TECO Energy to be sold to Emera in $10.4bn deal

November 2015  |  DEALFRONT |  MERGERS & ACQUISITIONS

Financier Worldwide Magazine

November 2015 Issue


Emera Inc. and TECO Energy, Inc. have announced a definitive agreement which will see Emera acquire TECO in a transaction worth US$10.4bn.

The deal, once concluded, will see TECCO Energy become a wholly owned subsidiary of Emera and transform the acquirer from a regional to a North American energy leader with geographical diversity and significant growth potential.

Under the terms of the all-cash deal, which has been unanimously approved by the board of directors of both companies, TECO shareholders will receive $27.55 per common share, a 48 percent premium based on TECO’s unaffected closing stock price as of 15 July 2015. This aggregate purchase price, in the region of US$10.4bn, includes the assumption of approximately $3.9bn of debt.

The acquisition of TECO Energy is viewed as an ideal strategic fit for Emera due to its business and generation mix and expanded US presence in constructive regulatory jurisdictions. The acquisition also provides Emera with a new platform in growth markets, and further opportunities to supply customers with cleaner generation.

Emera, a geographically diverse energy and services company headquartered in Halifax, Nova Scotia, invests in electricity generation, transmission and distribution, as well as gas transmission and utility energy services. Emera’s strategy is to focus on the transformation of the electricity industry toward cleaner generation and the delivery of that clean energy to market.

Emera has approximately $10bn in assets and reported revenues of $2.97bn in 2014. Following completion of the transaction, Emera’s total assets will increase to approximately $20bn, with 56 percent of those assets in Florida, 23 percent in Canada, 10 percent in New England, 6 percent in New Mexico and 5 percent in the Caribbean.

“The acquisition of TECO Energy is underpinned by a deep commitment to TECO’s existing employees and the Florida and New Mexico customers and communities they serve,” said Chris Huskilson, president and CEO of Emera. “Emera recognises that TECO Energy and its employees are a vital presence in Florida and New Mexico, and will look to preserve that presence by further investing in TECO Energy’s existing employee base and communities, as has been done in other Emera acquisitions.”

TECO Energy, an energy-related holding company with regulated electric and gas utilities, serves customers in Florida and across New Mexico. Other TECO Energy subsidiaries include TECO Coal, which owns and operates coal-production facilities in Kentucky, Tennessee and Virginia.

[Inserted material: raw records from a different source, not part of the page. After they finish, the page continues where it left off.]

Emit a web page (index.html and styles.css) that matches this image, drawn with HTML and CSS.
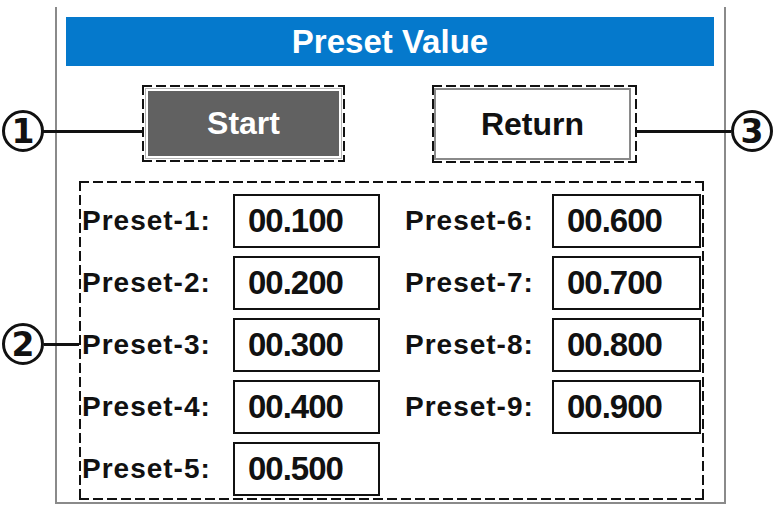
FILE: index.html
```html
<!DOCTYPE html>
<html lang="en">
<head>
    <meta charset="UTF-8">
    <title>Preset Value</title>
    <link rel="stylesheet" href="styles.css">
</head>
<body>
    <div class="page">
        <div class="frame">
            <div class="titre">Preset Value</div>

            <div class="boutons">
                <div class="pointille depart">
                    <button class="btn btn-start">Start</button>
                </div>
                <div class="pointille retour">
                    <button class="btn btn-return">Return</button>
                </div>
            </div>

            <div class="pointille groupe">
                <div class="colonne gauche">
                    <div class="ligne"><span class="etiquette">Preset-1:</span><span class="valeur">00.100</span></div>
                    <div class="ligne"><span class="etiquette">Preset-2:</span><span class="valeur">00.200</span></div>
                    <div class="ligne"><span class="etiquette">Preset-3:</span><span class="valeur">00.300</span></div>
                    <div class="ligne"><span class="etiquette">Preset-4:</span><span class="valeur">00.400</span></div>
                    <div class="ligne"><span class="etiquette">Preset-5:</span><span class="valeur">00.500</span></div>
                </div>
                <div class="colonne droite">
                    <div class="ligne"><span class="etiquette">Preset-6:</span><span class="valeur">00.600</span></div>
                    <div class="ligne"><span class="etiquette">Preset-7:</span><span class="valeur">00.700</span></div>
                    <div class="ligne"><span class="etiquette">Preset-8:</span><span class="valeur">00.800</span></div>
                    <div class="ligne"><span class="etiquette">Preset-9:</span><span class="valeur">00.900</span></div>
                </div>
            </div>
        </div>

        <!-- reperes -->
        <div class="trait trait-1"></div>
        <div class="trait trait-2"></div>
        <div class="trait trait-3"></div>
        <div class="repere repere-1">1</div>
        <div class="repere repere-2">2</div>
        <div class="repere repere-3">3</div>
    </div>
</body>
</html>
```

FILE: styles.css
```css
body {
    margin: 0;
    background: #fff;
    font-family: "Liberation Sans", Arial, sans-serif;
    font-weight: bold;
    color: #111;
}

.page {
    position: relative;
    width: 780px;
    height: 513px;
}

.frame {
    box-sizing: border-box;
    margin-left: 55px;
    margin-top: 7px;
    width: 671px;
    height: 497px;
    border: 2px solid #8a8a8a;
    border-top: none;
    padding: 10px 10px 0 9px;
}

.titre {
    height: 49px;
    background: #0579cc;
    color: #fff;
    font-size: 33px;
    line-height: 50px;
    text-align: center;
}

/* longs tirets, plus proches du dessin que border: dashed */
.pointille {
    box-sizing: border-box;
    border: 2px solid transparent;
    background:
        linear-gradient(90deg, #111 10px, transparent 10px) left top / 14px 2px repeat-x,
        linear-gradient(90deg, #111 10px, transparent 10px) left bottom / 14px 2px repeat-x,
        linear-gradient(180deg, #111 10px, transparent 10px) left top / 2px 14px repeat-y,
        linear-gradient(180deg, #111 10px, transparent 10px) right top / 2px 14px repeat-y;
    background-origin: border-box;
}

.boutons {
    display: flex;
    margin-top: 19px;
    padding-left: 76px;
    gap: 87px;
}

.depart {
    width: 203px;
    height: 77px;
    padding: 1px;
}

.retour {
    width: 205px;
    height: 78px;
    padding: 1px 4px 1px 0;
}

.btn {
    display: block;
    width: 100%;
    height: 100%;
    margin: 0;
    font-family: "Liberation Sans", Arial, sans-serif;
    font-weight: bold;
    font-size: 32px;
    cursor: pointer;
}

.btn-start {
    background: #616161;
    color: #fff;
    border: 1px solid #b4b4b4;
    box-shadow: inset 0 0 0 2px #fff;
}

.btn-return {
    background: #fff;
    color: #111;
    border: 2px solid #8a8a8a;
}

.groupe {
    display: flex;
    margin-top: 18px;
    margin-left: 13px;
    width: 625px;
    height: 319px;
    padding: 11px 0 0 1px;
}

.colonne {
    display: flex;
    flex-direction: column;
    gap: 8px;
}

.droite {
    margin-left: 25px;
}

.ligne {
    display: flex;
    align-items: center;
    height: 54px;
}

.etiquette {
    width: 151px;
    font-size: 28px;
    letter-spacing: 1px;
}

.droite .etiquette {
    width: 147px;
}

.valeur {
    box-sizing: border-box;
    width: 147px;
    height: 54px;
    border: 2px solid #111;
    background: #fff;
    padding-left: 13px;
    font-size: 33px;
    letter-spacing: -1px;
    line-height: 50px;
}

.droite .valeur {
    width: 149px;
}

.trait {
    position: absolute;
    height: 3px;
    background: #111;
}

.trait-1 { left: 43px; top: 123px; width: 100px; }
.trait-2 { left: 44px; top: 336px; width: 35px; }
.trait-3 { left: 637px; top: 123px; width: 94px; }

.repere {
    position: absolute;
    box-sizing: border-box;
    width: 42px;
    height: 42px;
    border: 3px solid #111;
    border-radius: 50%;
    background: #fff;
    font-family: "DejaVu Sans", sans-serif;
    font-size: 33px;
    line-height: 37px;
    text-align: center;
}

.repere-1 { left: 2px; top: 103px; }
.repere-2 { left: 2px; top: 316px; }
.repere-3 { left: 731px; top: 103px; }
```
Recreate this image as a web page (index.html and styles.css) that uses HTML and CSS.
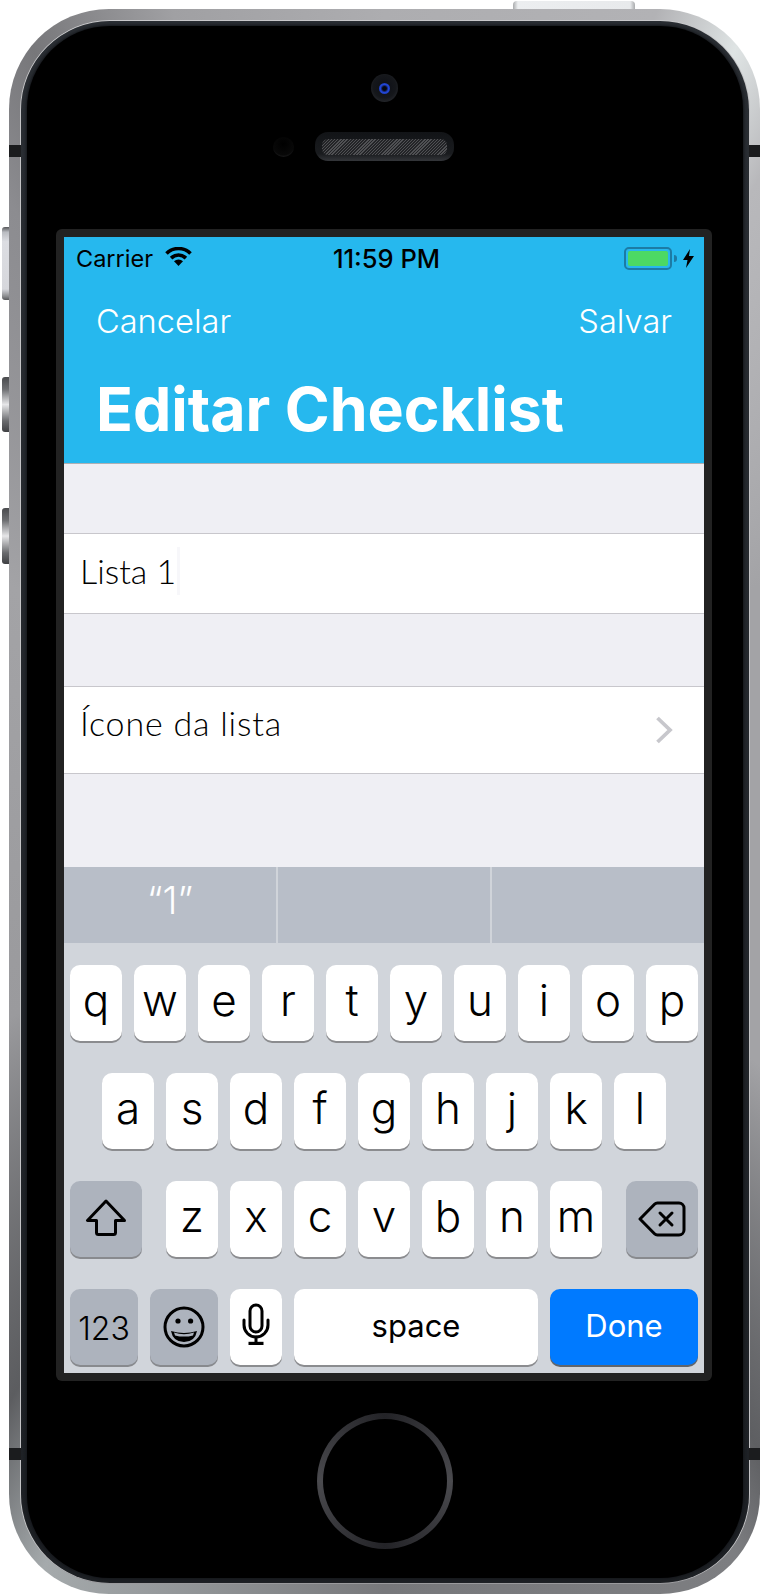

“TECO Energy’s team members have worked hard to consistently generate strong financial and operating results from our regulated businesses and have positioned the company well for long-term earnings growth,” commented John Ramil, TECO Energy’s president and CEO. “We are proud that Emera has recognised the value of our business and that our shareholders will be rewarded for their confidence in our company. The TECO team looks forward to contributing to Emera’s bright future and the opportunities for growth across the organisation.”

During the transaction J.P. Morgan acted as lead financial adviser and Scotiabank acted as financial adviser to Emera. The legal advisers were Davis Polk & Wardwell LLP and Osler, Hoskin & Harcourt LLP. For TECO energy, Morgan Stanley acted as the lead strategic and financial adviser and Moelis & Company acted as financial adviser. Skadden Arps, Slate, Meagher & Flom LLP and Holland & Knight LLP acted as legal counsel.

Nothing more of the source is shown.